Une nouvelle réunion a été programmée hier même à la sous-préfecture d'Altkirch. Nous serons extrêmement attentifs aux moyens mobilisés par PSA dans ce processus. Nous attendons de Peugeot Scooters un comportement exemplaire en la matière et une responsabilité citoyenne.
Madame la sénatrice, sachez enfin que l'État mobilisera si nécessaire les aides à la réindustrialisation des territoires pour accueillir de nouvelles activités industrielles sur le site de Dannemarie.
La Franche-Comté, qui, rappelons-le, est la première région industrielle de France, conservera ainsi toute son attractivité.
M. le président. La parole est à Mme Patricia Schillinger.
Mme Patricia Schillinger. Monsieur le ministre, je vous remercie de votre réponse. J'espère toutefois ne pas devoir l'interpréter comme un aveu d'impuissance de l'État.
M. Maurice Leroy, ministre. Je n'ai rien avoué de tel !
Mme Patricia Schillinger. Cette impuissance est d'autant moins acceptable que le Président de la République déclare ne pas être « l'homme d'un nouveau Vilvoorde ».

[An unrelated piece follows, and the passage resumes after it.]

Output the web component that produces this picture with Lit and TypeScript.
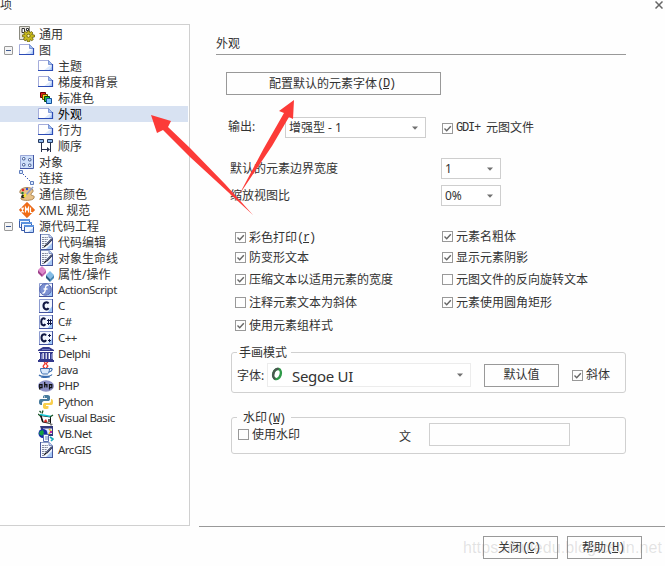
import { LitElement, html, svg, css, nothing } from "lit";
import { customElement, property } from "lit/decorators.js";
import { classMap } from "lit/directives/class-map.js";

const textDoc = svg`<path d="M2.500.5h9l3 3v12h-12z" fill="#f6f9ff" stroke="#8b9cc4"/><path d="M8 15h6V9z" fill="#a8c8f4"/><path d="M2.500 0v15.500H15M14.500 4v11" fill="none" stroke="#46569c"/><path d="M11 .5v3h3.500" fill="#c6d8f8" stroke="#6a79ad" stroke-width=".8"/><path d="M4 3.500h6M4 5.500h6M4 7.500h5M4 9.500h4M4 11.500h2M4 13.500h3" stroke="#83899c" stroke-dasharray="2 .6"/><path d="M14 5 8.500 10.800" stroke="#28304e" stroke-width="2"/><path d="M13.500 5 8.500 10.300" stroke="#8d98bd" stroke-width=".7"/><path d="M6.200 12.800l2.300-2" stroke="#111" stroke-width="1.300"/>`;
const tile = svg`<path d="M1 1h14v14H1z" fill="#f2f7ff"/><path d="M9 15h6V7z" fill="#9cc4f5"/><path d="M1.500 15V1.500H15" fill="none" stroke="#8c9bcf"/><path d="M1 14.500h14M14.500 1v14" fill="none" stroke="#42539f"/>`;

const icons: Record<string, unknown> = {
  gear: svg`<path d="M.5.500h10v13H.5z" fill="#e9e6df" stroke="#8b8a80"/><path d="M3 2.500h2.500v4H3zM7.500 2.500h2v2h-2z" fill="#fff" stroke="#333"/><path d="M8.500 5h2l.4 1.700L12.500 5.500 14 7l-1.200 1.500 2.700.5v2l-2.400.5 1.200 2-1.500 1.200-1.700-1.100-.6 2.400H8.500l-.5-2.300-2 1.200L4.500 13l1.300-1.800L3.500 10.800v-2l2.400-.3L4.700 6.800 6.200 5.500 8 6.700z" fill="#c8ba1c" stroke="#5e560b" stroke-width=".7"/><circle cx="9.500" cy="9.800" r="1.600" fill="#fff8b8" stroke="#5e560b" stroke-width=".8"/>`,
  page: svg`<path d="M.5 2.500H11l3.500 4v6.500H.5z" fill="#fff"/><path d="M5 13h9.500V5.500z" fill="#dce8fc"/><path d="M10 13h4.500V8z" fill="#b4cff8"/><path d="M.5 13V2.500H11" fill="none" stroke="#a5addb"/><path d="M10.500 2.500v4h4z" fill="#9cbcf0" stroke="#6c86cb" stroke-width=".8"/><path d="M0 12.500h14.500V6" fill="none" stroke="#2c4cb6" stroke-width="1.200"/>`,
  colors: svg`<path d="M2.500 2.500h5v5h-5z" fill="#e21b18" stroke="#600"/><path d="M4.500 4.500h5v5h-5z" fill="#ffd21f" stroke="#654900"/><path d="M6.500 6.500h5v5h-5z" fill="#20c33c" stroke="#064413"/><path d="M8.500 8.500h5v5h-5z" fill="#82c6ff" stroke="#124f97"/>`,
  sequence: svg`<path d="M.5 1.500h5v3h-5zM9.500 1.500h5v3h-5z" fill="#8fb9ed" stroke="#27395f"/><path d="M3.500 5v9M12.500 5v9M4 11.500h7" stroke="#252f4b"/><path d="M9 9l3 2.500L9 14z" fill="#252f4b"/>`,
  objects: svg`<path d="M1 1h14v14H1z" fill="#cfe0fb"/><path d="M1.500 15V1.500H15" fill="none" stroke="#9aa8d8"/><path d="M1 14.500h13.500V1" fill="none" stroke="#4357a4"/><g fill="#fff" stroke="#3b538f"><rect x="3.500" y="3.500" width="2.500" height="2.500" rx="1"/><rect x="9.500" y="4.500" width="2.500" height="2.500" rx="1"/><rect x="3.500" y="9.500" width="2.500" height="2.500" rx="1"/><rect x="9.500" y="10" width="2.500" height="2.500" rx="1"/></g>`,
  link: svg`<path d="M.5.5h3v3h-3zM11.500 11.500h3v3h-3z" fill="#dceaff" stroke="#5f7dbd"/><path d="M4 4l8 8" stroke="#334faf" stroke-dasharray="1.400 1.400"/>`,
  palette: svg`<path d="M1 5C2 1 12 0 14 4c1 3-3 3-2 5 1 1 4 0 3 3s-12 3-13 1 3-2 2-4-4-1-3-4z" fill="#e8c187" stroke="#9b7440" stroke-width=".8"/><circle cx="4" cy="4" r="1.300" fill="#e8202a"/><circle cx="8" cy="3" r="1.200" fill="#304cd4"/><circle cx="3.500" cy="7" r="1.200" fill="#207937"/><circle cx="4" cy="10.500" r="1.800" fill="#222"/><path d="M14 1 7 9" stroke="#8d9ac4" stroke-width="1.500"/><path d="M7 8l-2 3" stroke="#fce92d" stroke-width="2"/>`,
  xml: svg`<path d="M8 .3 15.700 8 8 15.700.3 8z" fill="#f26d13" stroke="#d94e05" stroke-width=".6"/><path d="M2.500 5.500l2 5m0-5-2 5M6.500 10.500v-5l1.500 2.500 1.500-2.500v5M11.500 5.500v5h2" fill="none" stroke="#fff" stroke-width="1.200"/>`,
  windows: svg`<g stroke="#385ba9" fill="#f4f9ff"><path d="M.5 1.500h10v8H.5z"/><path d="M2.500 4.500h10v8h-10z"/><path d="M5.500 7.500h9v7h-9z"/></g><path d="M0 2h11M2 5h11M5 8h10" stroke="#5c93df" stroke-width="2"/><path d="M9 14h5v-4z" fill="#b7d4fb"/>`,
  doc: textDoc,
  gems: svg`<path d="M4 0l4 4-4 4-4-4z" fill="#df88ca"/><path d="M0 4l4 4v3L0 7z" fill="#9e3f8a"/><path d="M4 8l4-4v3l-4 4z" fill="#bf5cab"/><path d="M12 5l4 4-4 4-4-4z" fill="#83bce6"/><path d="M8 9l4 4v3l-4-4z" fill="#235a83"/><path d="M12 13l4-4v3l-4 4z" fill="#4688b7"/>`,
  action: svg`${tile}<circle cx="7.500" cy="7.500" r="5.800" fill="#7c91d2" stroke="#5264ae"/><path d="M10.500 3.500c-3-1-3 2-3.200 4s-1 4-2.800 3.500M5.500 7h4" fill="none" stroke="#fff" stroke-width="1.400"/>`,
  c: svg`${tile}<path d="M10.500 5.500c-1-2-5-1.500-5 2.300s4 4.500 5 2.200" fill="none" stroke="#101843" stroke-width="2.100"/>`,
  csharp: svg`${tile}<path d="M7.200 5.500c-1-2-4-1.500-4 2.300s3 4.500 4 2.200" fill="none" stroke="#101843" stroke-width="2"/><path d="M10.500 5v6M12.500 5v6M9 6.500h5M9 9.500h5" stroke="#101843"/>`,
  cpp: svg`${tile}<path d="M8 5.500c-1-2-4.500-1.500-4.500 2.300s3.500 4.500 4.500 2.200" fill="none" stroke="#101843" stroke-width="2"/><path d="M10 5.500h3M11.500 4v3M10 10.500h3M11.500 9v3" stroke="#101843"/>`,
  temple: svg`<path d="M0 4l5-3h6l5 3v1H0zM1 6h14v1H1zM2 7h2.500v6H2zM5.800 7h1.800v6H5.800zM8.800 7h1.800v6H8.800zM12 7h2.500v6H12zM1 13h14v1H1zM0 14h16v2H0z" fill="#34398c"/><path d="M4 3.500h8M3.500 8v5M13.500 8v5" stroke="#7179c3"/>`,
  java: svg`<path d="M6 0q2 1 0 3t1 3M10 0Q7 2 9 3T8 6" fill="none" stroke="#ed3b2f" stroke-width="1.300"/><path d="M2.500 6.500h9c0 3-1 5-2 5.500h-5c-1-1-2-2.500-2-5.500z" fill="#d9e8fb" stroke="#3a6cae"/><path d="M11.500 6.500c4-1 3 3-.5 3.500M1 13c2 2 11 2 13-.5M3 14.800q5 1.200 9 0" fill="none" stroke="#3a6cae" stroke-width="1.200"/>`,
  php: svg`<ellipse cx="8" cy="8" rx="8" ry="5.800" fill="#8d91c6"/><path d="M1.700 11.500V6.500h2.300v3H2M6.700 4v5.500M6.700 6.500h2.200v3M11.500 11.500V6.500h2.300v3h-2.300" fill="none" stroke="#111" stroke-width="1.250"/>`,
  python: svg`<path d="M8 1c-3 0-3 1-3 3h4v1H3C1 5 1 7 1 8s0 3 3 3V9c0-1 1-2 2-2h4c1 0 2-.5 2-2V3c0-1.500-1-2-4-2z" fill="#477a9d"/><path d="M8 15c3 0 3-1 3-3H8v-1h5c2 0 2-2 2-3s0-3-2-3v2c0 1-1 2-2 2H7c-1 0-2 .5-2 2v2c0 1.500 1 2 3 2z" fill="#f9cf4c"/><path d="M6 3h1M10 13h1" stroke="#fff"/>`,
  vb: svg`<path d="M2.500 5.500l10 1.500v6.500l-8-1.500z" fill="#fff" stroke="#111"/><path d="M2 4.500l11 2" stroke="#17c8d5" stroke-width="1.500"/><path d="M0 4l3 2.500M4 3.500l1-3M3 2.500 1.500 1M12 7l3-2" stroke="#165325" stroke-width="1.300"/><path d="M6 11l2-2 1.500 3-3 .5z" fill="#d82b28"/><path d="M3 6l2 6M11 9v3" stroke="#111" stroke-width="1.300"/><path d="M11 13l4 1-2 2z" fill="#777"/>`,
  vbnet: svg`<path d="M2 0h13v10H5z" fill="#32387c"/><path d="M5 2.500h9V8H5z" fill="#e4ebff"/><circle cx="5" cy="7.500" r="4.500" fill="#152aa9"/><path d="M2 5l3-1 1 3-2 3-3-2z" fill="#13a142"/><path d="M5.500 8.500h5v7h-5z" fill="#f8fbff" stroke="#556cad"/><path d="M7 11h3M7 13h3" stroke="#6d82bb"/><path d="M11 3l2 2-2 3" fill="none" stroke="#e4bc20" stroke-width="1.600"/><path d="M12 11l3 2-2 2" stroke="#18a8ba" stroke-width="1.600" fill="none"/><path d="M12 6h2" stroke="#b9259f" stroke-width="2"/>`,
};

type Node = { icon: string; label: string; depth: number; open?: boolean; selected?: boolean; latin?: boolean };
const n = (icon: string, label: string, depth: number, rest: Partial<Node> = {}): Node => ({ icon, label, depth, ...rest });
const nodes: Node[] = [
  n("gear", "通用", 0), n("page", "图", 0, { open: true }), n("page", "主题", 1), n("page", "梯度和背景", 1),
  n("colors", "标准色", 1), n("page", "外观", 1, { selected: true }), n("page", "行为", 1), n("sequence", "顺序", 1),
  n("objects", "对象", 0), n("link", "连接", 0), n("palette", "通信颜色", 0), n("xml", "XML 规范", 0),
  n("windows", "源代码工程", 0, { open: true }), n("doc", "代码编辑", 1), n("doc", "对象生命线", 1),
  n("gems", "属性/操作", 1), n("action", "ActionScript", 1, { latin: true }), n("c", "C", 1, { latin: true }),
  n("csharp", "C#", 1, { latin: true }), n("cpp", "C++", 1, { latin: true }), n("temple", "Delphi", 1, { latin: true }),
  n("java", "Java", 1, { latin: true }), n("php", "PHP", 1, { latin: true }), n("python", "Python", 1, { latin: true }),
  n("vb", "Visual Basic", 1, { latin: true }), n("vbnet", "VB.Net", 1, { latin: true }), n("doc", "ArcGIS", 1, { latin: true }),
];

@customElement("check-item")
class CheckItem extends LitElement {
  @property({ type: Boolean }) checked = false;
  static styles = css`
    :host { display: flex; align-items: center; height: 11px; white-space: pre; line-height: 16px; }
    .box { box-sizing: border-box; width: 11px; height: 11px; border: 1px solid #999; flex: none; margin-right: 3px; }
    svg { display: block; }
  `;
  render() {
    return html`<span class="box">${this.checked ? html`<svg width="9" height="9"><path d="M1.500 4.500 3.700 6.700 7.800 2.200" fill="none" stroke="#666" stroke-width="1.400"/></svg>` : nothing}</span><slot></slot>`;
  }
}

@customElement("drop-down")
class DropDown extends LitElement {
  static styles = css`
    :host { box-sizing: border-box; display: flex; align-items: center; height: 21px; border: 1px solid #cecece; padding: 0 7px 0 3px; background: #fff; white-space: pre; }
    .label { flex: 1; display: flex; align-items: center; }
    svg { flex: none; }
  `;
  render() {
    return html`<span class="label"><slot></slot></span><svg width="6" height="4"><path d="M0 .5h6L3 3.800z" fill="#707070"/></svg>`;
  }
}

@customElement("nav-tree")
class NavTree extends LitElement {
  static styles = css`
    :host { box-sizing: border-box; display: block; width: 190px; height: 502px; border: 1px solid #d0d0d0; border-left: 0; padding: 1px 1px 0 0; background: #fff; }
    .row { display: flex; align-items: center; height: 16px; line-height: 16px; white-space: pre; }
    .selected { background: #d8e2f2; color: #000; }
    .toggle { box-sizing: border-box; width: 9px; height: 9px; border: 1px solid #999; border-radius: 1px; margin: 0 6px 0 4px; flex: none; background: linear-gradient(#3e5a92, #3e5a92) center / 5px 1px no-repeat #f4f4f4; }
    .none { visibility: hidden; }
    .icon { width: 16px; height: 16px; flex: none; margin-right: 4px; }
    .child .icon { margin-left: 19px; }
    .text { padding-top: 1px; }
    .latin { padding-top: 0; font-size: 11.5px; letter-spacing: -0.5px; }
  `;
  render() {
    return nodes.map((d) => html`<div class=${classMap({ row: true, selected: !!d.selected, child: d.depth > 0 })}>
      <span class=${classMap({ toggle: true, none: !d.open })}></span><svg class="icon" viewBox="0 0 16 16">${icons[d.icon]}</svg><span class=${classMap({ text: true, latin: !!d.latin })}>${d.label}</span>
    </div>`);
  }
}

@customElement("app-root")
class AppRoot extends LitElement {
  static styles = css`
    :host { position: relative; display: block; width: 665px; height: 566px; overflow: hidden; background: #fefefe; color: #333; font: 12px/16px "Noto Sans", "Noto Sans CJK SC", sans-serif; }
    .titlebar { display: flex; justify-content: space-between; height: 24px; overflow: hidden; }
    .caption { margin: -3px 0 0 -12px; }
    .close { margin: 1px 2px 0 0; }
    .body { display: flex; }
    .pane { display: flex; flex-direction: column; align-items: flex-start; width: 475px; height: 502px; }
    .heading { box-sizing: border-box; width: 410px; height: 20px; margin: 11px 0 0 26px; padding-top: 1px; border-bottom: 1px solid #999; }
    .button { box-sizing: border-box; display: flex; align-items: center; justify-content: center; height: 23px; border: 1px solid #999; background: #fefefe; white-space: pre; }
    .fonts { width: 215px; margin: 17px 0 0 36px; padding-right: 3px; }
    .mono { font-family: "Liberation Mono", "Noto Sans CJK SC", monospace; font-size: 12px; letter-spacing: -1.2px; }
    .output { display: flex; align-items: center; margin: 22px 0 0 38px; height: 21px; }
    .output .name { width: 57px; margin-top: -2px; }
    .output drop-down { width: 141px; margin-right: 16px; }
    .output check-item { padding-top: 1px; }
    .setting { display: flex; align-items: center; height: 21px; margin-left: 40px; }
    .setting .name { width: 211px; padding-top: 1px; }
    .setting drop-down { width: 60px; }
    .first { margin-top: 20px; }
    .second { margin-top: 6px; }
    .checks { display: grid; grid-template-columns: 207px auto; grid-template-rows: 20px 22px 23px 23px 11px; margin: 26px 0 0 45px; }
    .raise { margin-top: -1px; }
    fieldset { box-sizing: border-box; min-width: 0; width: 395px; margin: 0 0 0 41px; padding: 0; border: 1px solid #d0d0d0; border-radius: 3px; }
    legend { box-sizing: border-box; height: 16px; width: 54px; margin-left: 5px; padding: 0 0 0 2px; line-height: 17px; white-space: pre; }
    .hand { height: 49px; margin-top: 13px; }
    .water { height: 45px; margin-top: 16px; }
    .water legend { padding-left: 6px; }
    .line { display: flex; align-items: center; padding-left: 5px; }
    .hand .line { height: 24px; margin-top: 3px; }
    .hand drop-down { width: 204px; height: 24px; border-color: #ececec; margin-right: 13px; }
    .fontlabel { width: 30px; padding-top: 2px; }
    .face { padding-top: 2px; font: 15px/20px "Noto Sans", sans-serif; letter-spacing: -0.3px; }
    .glyph { margin: 0 7px 0 0; }
    .default { width: 75px; margin-right: 13px; }
    .water .line { height: 23px; margin-top: -2px; padding-left: 6px; }
    .use { width: 161px; }
    .wen { width: 30px; padding-top: 5px; }
    .field { box-sizing: border-box; width: 141px; height: 23px; border: 1px solid #d0d0d0; }
    .footer { box-sizing: border-box; display: flex; justify-content: flex-end; gap: 9px; height: 40px; margin-left: 199px; padding: 9px 23px 0 0; border-top: 1px solid #999; }
    .footer .button { width: 75px; padding-right: 3px; }
    .arrows { position: absolute; left: 0; top: 0; }
    .mark { position: absolute; left: 463px; top: 538px; font: 16px/20px "Liberation Sans", sans-serif; letter-spacing: .12px; color: rgba(130, 130, 130, .22); white-space: pre; }
  `;
  render() {
    return html`
      <div class="titlebar"><span class="caption">选项</span><svg class="close" width="8" height="8"><path d="M.5.5l7 7m0-7-7 7" stroke="#666" stroke-width="1.500"/></svg></div>
      <div class="body">
        <nav-tree></nav-tree>
        <div class="pane">
          <div class="heading">外观</div>
          <div class="button fonts">配置默认的元素字体<span class="mono">(<u>D</u>)</span></div>
          <div class="output"><span class="name">输出:</span><drop-down>增强型 - 1</drop-down><check-item checked><span class="mono">GDI+ </span>元图文件</check-item></div>
          <div class="setting first"><span class="name">默认的元素边界宽度</span><drop-down>1</drop-down></div>
          <div class="setting second"><span class="name">缩放视图比</span><drop-down>0%</drop-down></div>
          <div class="checks">
            <check-item checked>彩色打印<span class="mono">(<u>r</u>)</span></check-item><check-item checked class="raise">元素名粗体</check-item>
            <check-item checked>防变形文本</check-item><check-item checked>显示元素阴影</check-item>
            <check-item checked>压缩文本以适用元素的宽度</check-item><check-item>元图文件的反向旋转文本</check-item>
            <check-item>注释元素文本为斜体</check-item><check-item checked>元素使用圆角矩形</check-item>
            <check-item checked>使用元素组样式</check-item>
          </div>
          <fieldset class="hand"><legend>手画模式</legend>
            <div class="line"><span class="fontlabel">字体:</span><drop-down><svg class="glyph" width="14" height="16" viewBox="0 0 14 16"><g transform="rotate(18 6 7)"><ellipse cx="6" cy="7" rx="3.700" ry="5.200" fill="none" stroke="#2e9a48" stroke-width="2.500"/><path d="M6 1.800C1.200 1.800 1.200 12.200 6 12.200" fill="none" stroke="#4b5550" stroke-width="2.200"/></g></svg><span class="face">Segoe UI</span></drop-down><div class="button default">默认值</div><check-item checked>斜体</check-item></div>
          </fieldset>
          <fieldset class="water"><legend>水印<span class="mono">(<u>W</u>)</span></legend>
            <div class="line"><check-item class="use">使用水印</check-item><span class="wen">文</span><div class="field"></div></div>
          </fieldset>
        </div>
      </div>
      <div class="footer"><div class="button">关闭<span class="mono">(<u>C</u>)</span></div><div class="button">帮助<span class="mono">(<u>H</u>)</span></div></div>
      <svg class="arrows" width="665" height="240"><path d="M151 115 171 121 168 127 190 148 225 184 253 215 190 157 163 130 157 133zM294 100 293 119 289 117 272 146 239 195 264 148 284 113 279 111z" fill="#fc3b38"/></svg>
      <div class="mark">https://huiedu.blog.csdn.net</div>
    `;
  }
}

Pourtant, dans mon département du Haut-Rhin, vous le savez bien, la liste des faillites industrielles est longue. Aussi est-il urgent d'agir et de repenser notre politique économique.
Par respect pour les collectivités territoriales, qui ont investi des milliers d'euros, il est urgent de réagir face au désengagement des grands groupes. Les élus ne veulent pas d'une nouvelle friche industrielle. Or, d'après ce que j'ai entendu hier, les grands groupes ne souhaitent pas investir dans le site, lequel restera donc vide dans les années à venir, puisque l'on sait très bien par ailleurs qu'il n'y aura pas de repreneur.
Pour la ville de Dannemarie, c'est un véritable échec ; pour les foyers concernés et pour la zone industrielle, c'est une nouvelle terrible, surtout au regard des formations qui étaient liées à l'entreprise Peugeot Scooters.
J'attends donc vraiment que l'État s'engage pour que ce site ne devienne pas une friche industrielle.